In GQ’s latest cover story, Joel Lovell gives us a nuanced, hilarious, and at times surprisingly sober look at incoming Late Show host Stephen Colbert. As the profile chips away at the Colbert a la Colbert Report persona, it also gives us a few glimpses into what we might be able to expect when Colbert returns to our TV screens in just a few weeks. For example:

There will be no ball jokes.

They’re doing network now, after all, and Colbert has declared a moratorium on ball jokes. (I believe… the last one involved Greece and the Eurozone—and Paul Krugman’s balls.)

There will be more surreally awkward interviews.

Remember that bewildering Eminem interview Colbert did recently on public-access TV in Michigan? There might be a lot more where that came from.

“I just want to do things that scratch an itch for me. That itch is often something that feels wrong. It’s wrong because it breaks convention or is unexpected or at times uncomfortable. I like that feeling.”

Colbert himself will be excruciatingly attentive to little details.

The micro level at which he is involved in every aspect of preparations is bewildering. He moved so quickly throughout the theater, followed by a small phalanx of architects and designers and contractors. He climbed small hidden ladders in the wings to stand on exposed beams and demonstrate how he needed sneak doors to swing. He headed down below stage level, into what will be either a writers’ room or a greenroom, to propose how an air-conditioning duct be rerouted.
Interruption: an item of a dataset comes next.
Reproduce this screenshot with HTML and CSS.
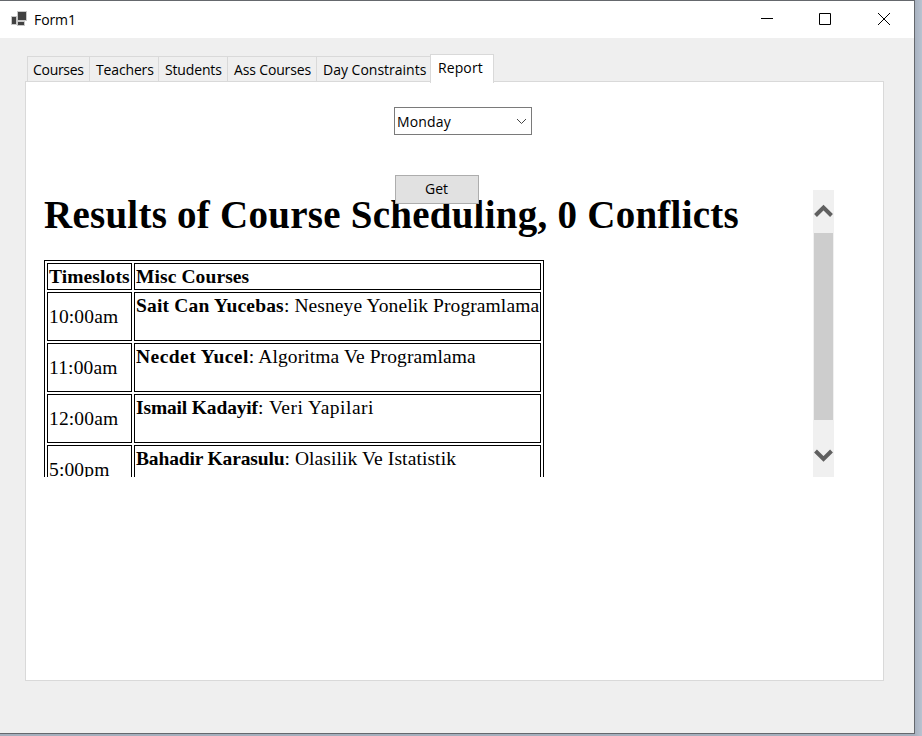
FILE: index.html
```html
<!DOCTYPE html>
<html lang="en">
<head>
<meta charset="utf-8">
<title>Form1</title>
<link rel="stylesheet" href="styles.css">
</head>
<body>
<div class="window">
  <header class="titlebar">
    <svg class="app-icon" width="18" height="16" viewBox="0 0 18 16"><path fill="#c8c8c8" d="M6 0h10v10H6zM0 5h6v9H0zM6 10h8v5H6z"/><path fill="#414141" d="M7 1h8v8H7zM1 6h4v7H1zM7 11h6v3H7z"/></svg>
    <span class="title">Form1</span>
    <svg class="controls" width="130" height="14" viewBox="0 0 130 14" fill="none" stroke="#000"><path d="M0 6.5h12M58.5 1.5h11v11h-11z"/><path d="M117 1l12 12M129 1l-12 12" stroke-width="1"/></svg>
  </header>
  <main class="client">
    <nav class="tabs">
      <div class="tab courses"><span>Courses</span></div>
      <div class="tab teachers"><span>Teachers</span></div>
      <div class="tab students"><span>Students</span></div>
      <div class="tab ass"><span>Ass Courses</span></div>
      <div class="tab day"><span>Day Constraints</span></div>
      <div class="tab active"><span>Report</span></div>
    </nav>
    <section class="panel">
      <div class="select"><span>Monday</span><svg width="11" height="7" viewBox="0 0 11 7" fill="none" stroke="#444"><path d="M1 1l4.5 4.5L10 1"/></svg></div>
      <button class="get">Get</button>
      <div class="browser">
        <div class="document">
          <h1>Results of Course Scheduling, 0 Conflicts</h1>
          <table>
            <colgroup><col class="time-col"><col class="course-col"></colgroup>
            <tr class="head"><td><b>Timeslots</b></td><td><b>Misc Courses</b></td></tr>
            <tr class="nesneye"><td class="time">10:00am</td><td><b>Sait Can Yucebas</b>: Nesneye Yonelik Programlama</td></tr>
            <tr class="algoritma"><td class="time">11:00am</td><td><b>Necdet Yucel</b>: Algoritma Ve Programlama</td></tr>
            <tr class="veri"><td class="time">12:00am</td><td><b>Ismail Kadayif</b>: Veri Yapilari</td></tr>
            <tr class="olasilik"><td class="time">5:00pm</td><td><b>Bahadir Karasulu</b>: Olasilik Ve Istatistik</td></tr>
          </table>
        </div>
        <div class="scrollbar">
          <svg width="21" height="43" viewBox="0 0 21 43"><path d="M2.5 25.5l8-8 8 8" fill="none" stroke="#606060" stroke-width="4"/></svg>
          <div class="thumb"></div>
          <svg width="21" height="57" viewBox="0 0 21 57"><path d="M2.5 31l8 8 8-8" fill="none" stroke="#606060" stroke-width="4"/></svg>
        </div>
      </div>
    </section>
  </main>
</div>
</body>
</html>
```
FILE: styles.css
```css
* { box-sizing: border-box; }
body {
  margin: 0;
  height: 736px;
  overflow: hidden;
  background: linear-gradient(90deg, #a5afbd 914px, #b9c3d1 922px);
  font: 14px/20px "Open Sans", "Noto Sans", sans-serif;
  color: #000;
}
.window {
  width: 915px;
  height: 734px;
  border: 1px solid #65686d;
  border-left: 0;
  background: #efefef;
}
.titlebar {
  height: 37px;
  background: #fff;
  display: flex;
  align-items: flex-start;
  padding: 9px 23px 0 11px;
}
.app-icon { margin-top: 1px; }
.title { margin-left: 5px; letter-spacing: -.1px; }
.controls { margin: 2px 0 0 auto; }
.client { padding: 16px 30px 0 25px; }
.tabs {
  height: 28px;
  display: flex;
  align-items: flex-end;
  padding-left: 2px;
  position: relative;
  margin-bottom: -1px;
}
.tab {
  height: 26px;
  border: 1px solid #d9d9d9;
  border-right: 0;
  border-bottom: 0;
  padding: 3px 0 0 6px;
  white-space: nowrap;
  letter-spacing: -.15px;
}
.courses { width: 62px; padding-left: 5px; letter-spacing: -.3px; }
.teachers { width: 69px; }
.students { width: 69px; }
.ass { width: 89px; }
.day { width: 114px; letter-spacing: 0; }
.tab.active {
  width: 64px;
  height: 29px;
  margin-bottom: -1px;
  border-right: 1px solid #d9d9d9;
  background: #fff;
  padding-left: 7px;
  letter-spacing: .1px;
}
.panel {
  width: 859px;
  height: 600px;
  border: 1px solid #d9d9d9;
  background: #fff;
  padding: 25px 0 0 18px;
}
.select {
  width: 138px;
  height: 28px;
  margin-left: 350px;
  border: 1px solid #7a7a7a;
  display: flex;
  align-items: center;
  justify-content: space-between;
  padding: 1px 4px 0 2px;
  letter-spacing: .15px;
}
.get {
  display: block;
  position: relative;
  z-index: 1;
  width: 84px;
  height: 29px;
  margin: 40px 0 -14px 351px;
  padding: 0 1px 2px 0;
  border: 1px solid #adadad;
  background: #e1e1e1;
  font: inherit;
}
.browser { width: 790px; height: 287px; display: flex; overflow: hidden; }
.document {
  width: 769px;
  height: 287px;
  overflow: hidden;
  font: 19.5px/23px "Liberation Serif", serif;
}
h1 {
  margin: 2px 0 22px;
  font-size: 39px;
  line-height: 46px;
  letter-spacing: .25px;
  white-space: nowrap;
}
table {
  width: 500px;
  table-layout: fixed;
  border: 1px solid #000;
  border-collapse: separate;
  border-spacing: 2px;
}
.time-col { width: 85px; }
.course-col { width: 407px; }
td {
  height: 49px;
  border: 1px solid #000;
  padding: 1px;
  vertical-align: top;
  white-space: nowrap;
  letter-spacing: .1px;
}
.head td { height: 27px; vertical-align: middle; }
td.time { vertical-align: middle; letter-spacing: .15px; }
.nesneye b { letter-spacing: .19px; }
.algoritma b { letter-spacing: .45px; }
.veri td { letter-spacing: .5px; }
.veri b { letter-spacing: -.15px; }
.olasilik b { letter-spacing: -.15px; }
.veri td.time { letter-spacing: .15px; }
.scrollbar {
  width: 21px;
  background: #f0f0f0;
  display: flex;
  flex-direction: column;
}
.thumb { height: 187px; margin: 0 1px; background: #cdcdcd; }
```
If you didn’t know he was the talent and came upon that scene with a van full of HVAC parts, you’d definitely be like, Oh, that’s the guy I need to ask where to install these.

There might be a little unconscious inspiration from some surprising cultural sources.

Turns out Colbert’s wide-ranging interests include The Bachelorette:

We took a ride one day from the temporary offices over to the completely gutted Ed Sullivan Theater. Along the way, Colbert talked about watching that week’s episode of The Bachelorette with his family.

And Chopped:

“This show,” he said, meaning The Late Show, “is Chopped. Late-night shows are Chopped. Who are your guests tonight? Your guests tonight are veal tongue, coffee grounds, and gummy bears. There, make a show.… Make an appetizer that appeals to millions of people. That’s what I like.”

He will still be very goofy—on stage and off.

As his bizarre promotions suggest, the new Colbert will still be far from a Seth Meyers-esque straight man. Remember his apocalyptic PSA, starring himself, a pile of snack foods, and a chicken named Queen Vindaloo? Apparently, that was even crazier behind the scenes:

The whole shoot took about twenty minutes and ended with the chicken flying out of his arms (“She’s scrappy!”) and then Colbert realizing that the one thing he forgot to bring into his bunker was the K-Cup machine. He bites into one of the plastic K-Cups in despair. The coffee grounds go all over his face and mouth and up his nose. “Oh, that’s really pumpkin-y.”

His guiding principle? Brief public humiliation.

“I like to do things that are publicly embarrassing,” he said, “to feel the embarrassment touch me and sink into me and then be gone. I like getting on elevators and singing too loudly in that small space. The feeling you feel is almost like a vapor. The discomfort and the wishing that it would end that comes around you. I would do things like that and just breathe it in.”